I’m on the committee and we have an owner who is, shall we say, ‘colourful’. They bombard us with endless emails day in, day out. Now, they want to get their hands on the body corporate roll and do the same thing with owners. I’ve had plenty of owners tell me they want nothing to do with that. What can we do?  

Colourful in Chelmer

Dear Colourful

It’s worth remembering first of all what the roll is: namely, the primary means by which owners (and other parties too, including occupiers and agents) can contact each other. That’s vital in strata. There are plenty of instances where owners might want to speak to each other about an issue, or perhaps contact a neighbour about something which occurs. And of course, it becomes a very useful tool for the committee to communicate with everyone.

So it is on this basis that strata legislation is framed very much in terms of accessibility to the roll for people who are defined as an ‘interested person’. An owner is very much an interested person and we’re afraid it doesn’t matter the purpose for which they want a copy of the roll: if an owner asks for it, they must be given it.

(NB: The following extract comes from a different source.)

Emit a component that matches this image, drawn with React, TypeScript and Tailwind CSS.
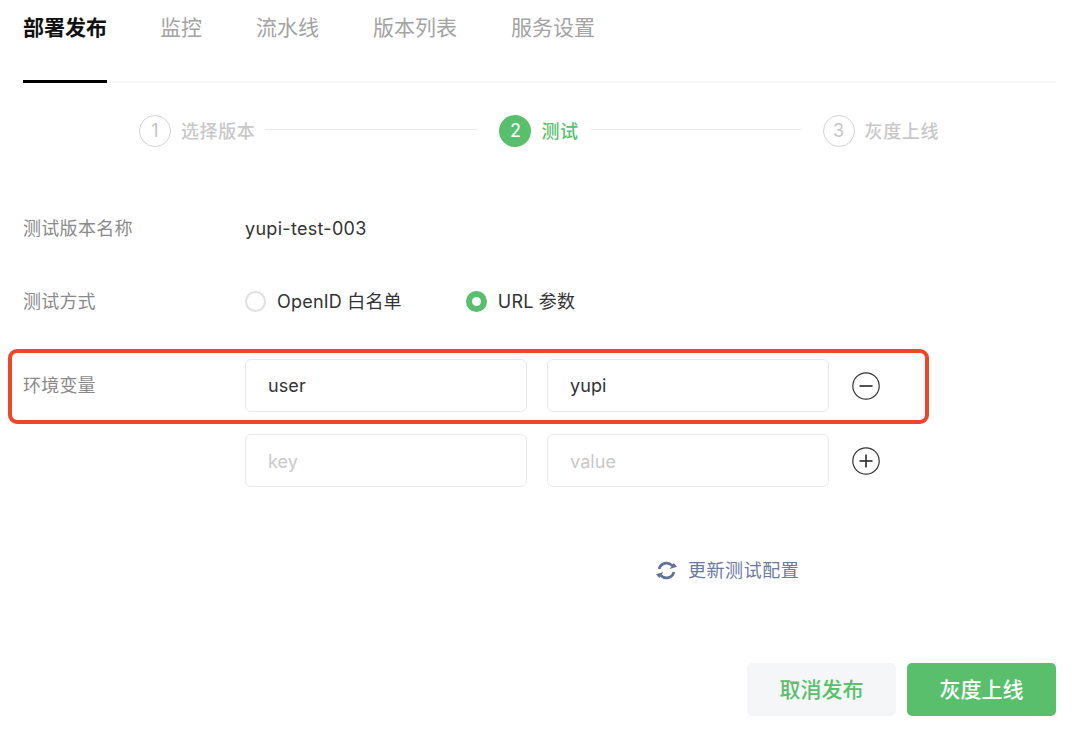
import React from "react";

function Step({ n, label, state }: { n: number; label: string; state: "done" | "active" | "todo" }) {
  const active = state === "active";
  return (
    <div className="flex items-center shrink-0">
      <div
        className={
          active
            ? "w-8 h-8 rounded-full bg-[#59bf6d] text-white flex items-center justify-center text-[18px] leading-none"
            : "w-8 h-8 rounded-full border border-[#d4d4d4] text-[#c4c4c4] flex items-center justify-center text-[18px] leading-none"
        }
      >
        {n}
      </div>
      <span
        className={
          active
            ? "ml-[10px] text-[18px] tracking-[0.6px] font-medium text-[#59bf6d]"
            : "ml-[10px] text-[18px] tracking-[0.6px] font-medium text-[#c8c8c8]"
        }
      >
        {label}
      </span>
    </div>
  );
}

function Field({ text, placeholder }: { text?: string; placeholder?: string }) {
  return (
    <div className="w-[282px] h-[53px] rounded-[6px] border border-[#e9e9e9] bg-white flex items-center pl-[22px] text-[18px] tracking-[0.1px]">
      {text ? <span className="text-[#333333]">{text}</span> : <span className="text-[#c9c9c9] translate-y-[1px]">{placeholder}</span>}
    </div>
  );
}

function RoundIcon({ plus }: { plus?: boolean }) {
  return (
    <svg width="28" height="28" viewBox="0 0 28 28" fill="none" className="ml-[23px] shrink-0">
      <circle cx="14" cy="14" r="13.2" stroke="#333333" strokeWidth="1.2" />
      <path d="M7.5 14H20.5" stroke="#333333" strokeWidth="1.7" />
      {plus && <path d="M14 7.5V20.5" stroke="#333333" strokeWidth="1.7" />}
    </svg>
  );
}

export default function App() {
  return (
    <div
      className="w-[1080px] h-[734px] bg-white overflow-hidden pl-[23px] pr-[24px] flex flex-col"
      style={{ fontFamily: 'Inter, "Noto Sans CJK SC", sans-serif' }}
    >
      <div className="h-[83px] shrink-0 flex gap-[54px] border-b-2 border-[#f6f6f6] text-[21px] text-[#a3a3a3]">
        <div className="h-[83px] pt-[12px] leading-[32px] border-b-[3px] border-black text-[#111111] font-bold -mr-[1px] w-[84px]">部署发布</div>
        <div className="pt-[12px] leading-[32px]">监控</div>
        <div className="pt-[12px] leading-[32px]">流水线</div>
        <div className="pt-[12px] leading-[32px]">版本列表</div>
        <div className="pt-[12px] leading-[32px]">服务设置</div>
      </div>

      <div className="mt-[32px] h-8 shrink-0 ml-[116px] w-[800px] flex items-center">
        <Step n={1} label="选择版本" state="done" />
        <div className="ml-[10px] w-[212px] h-px bg-[#e9e9e9] -translate-y-[2px]" />
        <div className="ml-[22px]"><Step n={2} label="测试" state="active" /></div>
        <div className="ml-[11px] w-[211px] h-px bg-[#e9e9e9] -translate-y-[2px]" />
        <div className="ml-[22px]"><Step n={3} label="灰度上线" state="todo" /></div>
      </div>

      <div className="mt-[65px] h-8 shrink-0 flex items-center text-[18px] tracking-[0.3px]">
        <span className="w-[222px] text-[#8a8a8a]">测试版本名称</span>
        <span className="text-[#333333]">yupi-test-003</span>
      </div>

      <div className="mt-[41px] h-8 shrink-0 flex items-center text-[18px] tracking-[0.2px]">
        <span className="w-[222px] text-[#8a8a8a]">测试方式</span>
        <span className="w-[21px] h-[21px] rounded-full border-2 border-[#e0e0e0]" />
        <span className="ml-[11px] text-[#333333]">OpenID 白名单</span>
        <span className="ml-[64px] w-[21px] h-[21px] rounded-full border-[6px] border-[#59bf6d] bg-white" />
        <span className="ml-[11px] text-[#333333]">URL 参数</span>
      </div>

      <div className="relative mt-[42px] h-[53px] shrink-0 flex items-center text-[18px]">
        <span className="w-[222px] text-[#8a8a8a] tracking-[0.2px]">环境变量</span>
        <Field text="user" />
        <div className="ml-[20px]"><Field text="yupi" /></div>
        <RoundIcon />
        <div className="absolute -left-[15px] -top-[10px] w-[921px] h-[75px] rounded-[9px] border-[4px] border-[#ef452b]" />
      </div>

      <div className="mt-[22px] h-[53px] shrink-0 flex items-center">
        <div className="w-[222px]" />
        <Field placeholder="key" />
        <div className="ml-[20px]"><Field placeholder="value" /></div>
        <RoundIcon plus />
      </div>

      <div className="mt-[67px] h-8 shrink-0 flex items-center ml-[633px] text-[18px] text-[#6b7a9f]">
        <svg width="21" height="21" viewBox="0 0 20 20" fill="none">
          <path d="M3 8.6A7.2 7.2 0 0 1 15.4 5.4" stroke="#5f7099" strokeWidth="2.6" />
          <path d="M17 11.4A7.2 7.2 0 0 1 4.6 14.6" stroke="#5f7099" strokeWidth="2.6" />
          <path d="M20 6.4L13 8.6L16.8 2.8Z" fill="#5f7099" />
          <path d="M0 13.6L7 11.4L3.2 17.2Z" fill="#5f7099" />
        </svg>
        <span className="ml-[11px] tracking-[0.55px]">更新测试配置</span>
      </div>

      <div className="mt-[77px] flex justify-end gap-[11px] text-[21px] font-medium">
        <div className="w-[149px] h-[53px] rounded-[5px] bg-[#f5f6f8] text-[#59bf6d] flex items-center justify-center">取消发布</div>
        <div className="w-[149px] h-[53px] rounded-[5px] bg-[#59bf6d] text-white flex items-center justify-center">灰度上线</div>
      </div>
    </div>
  );
}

Now, we totally get why you and other owners are concerned. No one wants that kind of incoming email traffic and it certainly sounds as though this owner is the type of person others are not keen on communicating with. Here’s the key point though: it is actually optional for owners to put their email address on the body corporate roll. Once they do so, it is taken to be their address for service and it also means it is available for that ‘interested person’ we mentioned above.

That poses a dilemma, because we can’t really see many people wanting to get reams of printed material posted to them – few people do that anymore. Email is convenient for both the body corporate and the owners, and it keeps costs down. So what to do? Well the obvious solution is to have an email address on the roll and make sure that email address is a strata-specific one. In other words, avoid using your personal email address for the roll and create a new one (e.g., ‘[email protected]’). In doing so you create separation between your daily life and your strata responsibilities. In time, owners can train themselves to check that address only at certain times, to ensure they do not get sucked into a constant vortex of strata issues.

And there is absolutely nothing wrong with the committee contacting owners to recommend they do the above. It will not stop the colourful owner from having access an email address. What it will do, though, is ensure that the impact of that contact is greatly reduced and that your personal and strata lives are kept distinct and properly managed.